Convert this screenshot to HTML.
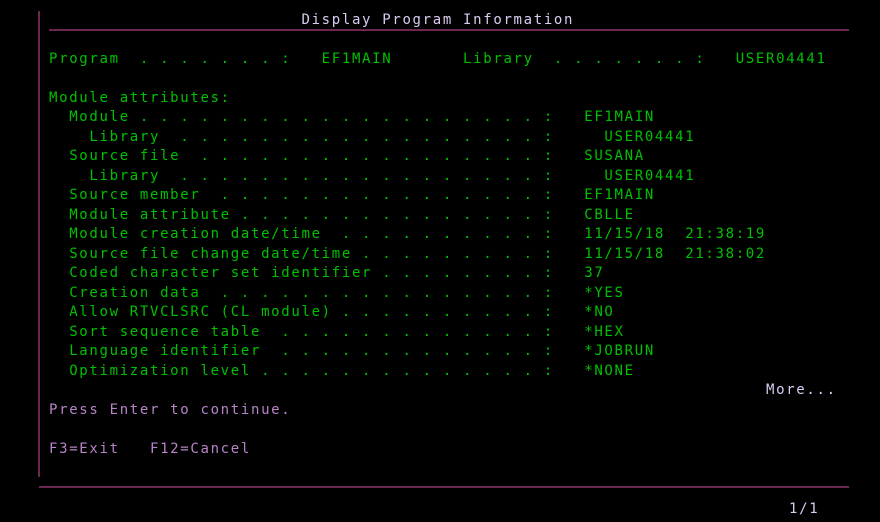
<!DOCTYPE html>
<html><head><meta charset="utf-8"><style>
html,body{margin:0;padding:0;background:#000;}
body{width:880px;height:522px;position:relative;overflow:hidden;}
pre{position:absolute;left:49px;top:10.5px;margin:0;font-family:"DejaVu Sans Mono","Liberation Mono",monospace;font-size:14px;letter-spacing:1.67px;line-height:19.5px;color:#00c000;}
.t{color:#dccbf0}
.p{color:#b784c8}
.vl{position:absolute;left:38px;top:11px;width:2px;height:466px;background:#6a2850;}
.h1{position:absolute;left:49px;top:29px;width:800px;height:2px;background:#6a2850;}
.h2{position:absolute;left:39px;top:486px;width:810px;height:2px;background:#6a2850;}
.pg{position:absolute;left:789px;top:501px;font-family:"DejaVu Sans Mono",monospace;font-size:14px;letter-spacing:1.67px;color:#dccbf0;}
</style></head><body>
<div class="vl"></div><div class="h1"></div><div class="h2"></div>
<pre><span class="t">                         Display Program Information</span>

Program  . . . . . . . :   EF1MAIN       Library  . . . . . . . :   USER04441

Module attributes:
  Module . . . . . . . . . . . . . . . . . . . . :   EF1MAIN
    Library  . . . . . . . . . . . . . . . . . . :     USER04441
  Source file  . . . . . . . . . . . . . . . . . :   SUSANA
    Library  . . . . . . . . . . . . . . . . . . :     USER04441
  Source member  . . . . . . . . . . . . . . . . :   EF1MAIN
  Module attribute . . . . . . . . . . . . . . . :   CBLLE
  Module creation date/time  . . . . . . . . . . :   11/15/18  21:38:19
  Source file change date/time . . . . . . . . . :   11/15/18  21:38:02
  Coded character set identifier . . . . . . . . :   37
  Creation data  . . . . . . . . . . . . . . . . :   *YES
  Allow RTVCLSRC (CL module) . . . . . . . . . . :   *NO
  Sort sequence table  . . . . . . . . . . . . . :   *HEX
  Language identifier  . . . . . . . . . . . . . :   *JOBRUN
  Optimization level . . . . . . . . . . . . . . :   *NONE
<span class="t">                                                                       More...</span>
<span class="p">Press Enter to continue.</span>

<span class="p">F3=Exit   F12=Cancel</span></pre>
<div class="pg">1/1</div>
</body></html>
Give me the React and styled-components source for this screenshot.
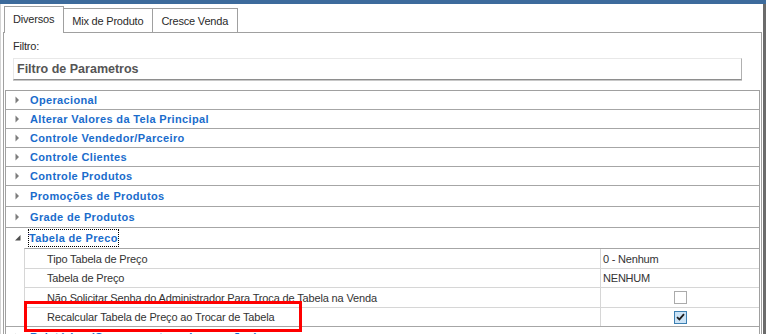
import React from "react";
import styled, { createGlobalStyle } from "styled-components";

const GlobalStyle = createGlobalStyle`
  html, body {
    margin: 0;
    padding: 0;
    background: #ffffff;
  }
  body {
    font-family: "Liberation Sans", Arial, sans-serif;
    font-size: 11px;
    color: #333333;
  }
`;

const categorias = [
  { titulo: "Operacional", h: 18 },
  { titulo: "Alterar Valores da Tela Principal", h: 18 },
  { titulo: "Controle Vendedor/Parceiro", h: 18 },
  { titulo: "Controle Clientes", h: 18 },
  { titulo: "Controle Produtos", h: 18 },
  { titulo: "Promoções de Produtos", h: 20 },
  { titulo: "Grade de Produtos", h: 20 },
];

const parametros = [
  { nome: "Tipo Tabela de Preço", valor: "0 - Nenhum", h: 19 },
  { nome: "Tabela de Preço", valor: "NENHUM", h: 18 },
  { nome: "Não Solicitar Senha do Administrador Para Troca de Tabela na Venda", check: false, h: 19 },
  { nome: "Recalcular Tabela de Preço ao Trocar de Tabela", check: true, h: 18, marcado: true },
];

const Seta = ({ aberto }) =>
  aberto ? (
    <svg width="6" height="6" viewBox="0 0 6 6">
      <polygon points="5.5,0 5.5,5.5 0,5.5" fill="#505050" />
    </svg>
  ) : (
    <svg width="5" height="8" viewBox="0 0 5 8">
      <polygon points="0.5,0.5 4,4 0.5,7.5" fill="#7c7c7c" />
    </svg>
  );

const Check = ({ marcado }) => (
  <S.Caixa $marcado={marcado}>
    {marcado && (
      <svg width="9" height="8" viewBox="0 0 9 8">
        <path d="M1 4.2 L3.4 6.4 L8 1.2" stroke="#1e1e1e" strokeWidth="1.8" fill="none" />
      </svg>
    )}
  </S.Caixa>
);

const App = () => {
  return (
    <>
      <GlobalStyle />
      <S.Janela>
        <S.BarraTopo />
        <S.Corpo>
          <S.Abas>
            <S.Aba $ativa>Diversos</S.Aba>
            <S.Aba>Mix de Produto</S.Aba>
            <S.Aba>Cresce Venda</S.Aba>
          </S.Abas>
          <S.Painel>
            <S.Filtro>
              <S.Rotulo>Filtro:</S.Rotulo>
              <S.Entrada>Filtro de Parametros</S.Entrada>
            </S.Filtro>
            <S.Grade>
              {categorias.map((c) => (
                <S.Categoria key={c.titulo} $h={c.h}>
                  <S.Icone><Seta /></S.Icone>
                  <S.Titulo>{c.titulo}</S.Titulo>
                </S.Categoria>
              ))}
              <S.Grupo>
                <S.Categoria $h={20} $semLinha>
                  <S.Icone><Seta aberto /></S.Icone>
                  <S.Titulo $foco>Tabela de Preco</S.Titulo>
                </S.Categoria>
                <S.Filhos>
                  {parametros.map((p) => (
                    <S.Linha key={p.nome} $h={p.h}>
                      <S.Nome>
                        {p.nome}
                        {p.marcado && <S.Destaque />}
                      </S.Nome>
                      <S.Valor $centro={p.check !== undefined}>
                        {p.check !== undefined ? <Check marcado={p.check} /> : p.valor}
                      </S.Valor>
                    </S.Linha>
                  ))}
                </S.Filhos>
              </S.Grupo>
              <S.Categoria $h={20}>
                <S.Icone><Seta /></S.Icone>
                <S.Titulo>Relatórios (Comprovantes e Impressões)</S.Titulo>
              </S.Categoria>
            </S.Grade>
          </S.Painel>
        </S.Corpo>
      </S.Janela>
    </>
  );
};

export default App;

const S = {
  Janela: styled.div`
    width: 766px;
    height: 334px;
    overflow: hidden;
    box-sizing: border-box;
    display: flex;
    flex-direction: column;
  `,
  BarraTopo: styled.div`
    height: 4px;
    flex-shrink: 0;
    background: #3d6b9c;
  `,
  Corpo: styled.div`
    flex: 1;
    box-sizing: border-box;
    border-left: 1px solid #d4d4d4;
    border-right: 3px solid #6b6b6b;
    padding: 0 1px 0 2px;
  `,
  Abas: styled.div`
    display: flex;
    align-items: flex-end;
    height: 28px;
    padding-left: 1px;
  `,
  Aba: styled.div`
    position: relative;
    display: flex;
    align-items: center;
    box-sizing: border-box;
    height: ${(p) => (p.$ativa ? "27px" : "24px")};
    margin-bottom: ${(p) => (p.$ativa ? "-1px" : "0")};
    padding: ${(p) => (p.$ativa ? "0 9px 3px 8px" : "0 9px 0 8px")};
    margin-left: -1px;
    border: 1px solid #a0a0a0;
    border-bottom: none;
    background: #ffffff;
    z-index: ${(p) => (p.$ativa ? 2 : 1)};
    color: #2a2a2a;
    letter-spacing: -0.2px;
    white-space: nowrap;
    &:first-child {
      margin-left: 0;
    }
  `,
  Painel: styled.div`
    box-sizing: border-box;
    height: 310px;
    border: 1px solid #a0a0a0;
    border-bottom: none;
    padding: 0 1px;
  `,
  Filtro: styled.div`
    padding: 6px 18px 10px 8px;
  `,
  Rotulo: styled.div`
    height: 14px;
    line-height: 14px;
    margin-bottom: 5px;
    color: #2a2a2a;
    letter-spacing: -0.2px;
  `,
  Entrada: styled.div`
    box-sizing: border-box;
    height: 22px;
    display: flex;
    align-items: center;
    padding-left: 3px;
    border-top: 1px solid #e8e8e8;
    border-left: 1px solid #e8e8e8;
    border-right: 1px solid #b0b0b0;
    border-bottom: 1px solid #8e8e8e;
    box-shadow: 0 1px 0 #c8c8c8;
    font-size: 12.5px;
    font-weight: bold;
    color: #555555;
  `,
  Grade: styled.div`
    border: 1px solid #a0a0a0;
    border-bottom: none;
  `,
  Categoria: styled.div`
    display: flex;
    align-items: center;
    height: ${(p) => p.$h}px;
    border-bottom: ${(p) => (p.$semLinha ? "none" : "1px solid #a6a6a6")};
  `,
  Icone: styled.div`
    width: 23px;
    flex-shrink: 0;
    display: flex;
    align-items: center;
    padding-left: 9px;
    box-sizing: border-box;
  `,
  Titulo: styled.span`
    font-weight: bold;
    color: #1a6ccc;
    letter-spacing: 0.35px;
    white-space: nowrap;
    padding: 1px 0;
    margin-left: ${(p) => (p.$foco ? "-1px" : "0")};
    border: ${(p) => (p.$foco ? "1px dotted #000000" : "1px solid transparent")};
    line-height: 14px;
  `,
  Grupo: styled.div`
    border-bottom: 1px solid #a6a6a6;
  `,
  Filhos: styled.div`
    margin-left: 18px;
  `,
  Linha: styled.div`
    display: grid;
    grid-template-columns: 575px 1fr;
    height: ${(p) => p.$h}px;
    border-top: 1px solid #d6d6d6;
    border-left: 1px solid #d6d6d6;
    &:first-child {
      border-top-color: #a6a6a6;
    }
  `,
  Nome: styled.div`
    position: relative;
    display: flex;
    align-items: center;
    padding-left: 22px;
    color: #333333;
    letter-spacing: -0.15px;
    white-space: nowrap;
  `,
  Valor: styled.div`
    display: flex;
    align-items: center;
    justify-content: ${(p) => (p.$centro ? "center" : "flex-start")};
    padding-left: ${(p) => (p.$centro ? "0" : "2px")};
    border-left: 1px solid #d6d6d6;
    color: #333333;
    letter-spacing: -0.2px;
  `,
  Caixa: styled.div`
    box-sizing: border-box;
    width: 13px;
    height: 13px;
    display: flex;
    align-items: center;
    justify-content: center;
    background: ${(p) => (p.$marcado ? "#cce4f7" : "#ffffff")};
    border: 1px solid ${(p) => (p.$marcado ? "#3c7fb1" : "#ababab")};
  `,
  Destaque: styled.div`
    position: absolute;
    left: -1px;
    top: -7px;
    width: 278px;
    height: 31px;
    box-sizing: border-box;
    border: 3px solid #ff0000;
    pointer-events: none;
  `,
};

## [Stated goal]
Write out the lines from the start of the material to the line with "Display Program Information</span>", inclusive and exactly. Skip the pictures.

## [The response]
Convert this screenshot to HTML.
<!DOCTYPE html>
<html><head><meta charset="utf-8"><style>
html,body{margin:0;padding:0;background:#000;}
body{width:880px;height:522px;position:relative;overflow:hidden;}
pre{position:absolute;left:49px;top:10.5px;margin:0;font-family:"DejaVu Sans Mono","Liberation Mono",monospace;font-size:14px;letter-spacing:1.67px;line-height:19.5px;color:#00c000;}
.t{color:#dccbf0}
.p{color:#b784c8}
.vl{position:absolute;left:38px;top:11px;width:2px;height:466px;background:#6a2850;}
.h1{position:absolute;left:49px;top:29px;width:800px;height:2px;background:#6a2850;}
.h2{position:absolute;left:39px;top:486px;width:810px;height:2px;background:#6a2850;}
.pg{position:absolute;left:789px;top:501px;font-family:"DejaVu Sans Mono",monospace;font-size:14px;letter-spacing:1.67px;color:#dccbf0;}
</style></head><body>
<div class="vl"></div><div class="h1"></div><div class="h2"></div>
<pre><span class="t">                         Display Program Information</span>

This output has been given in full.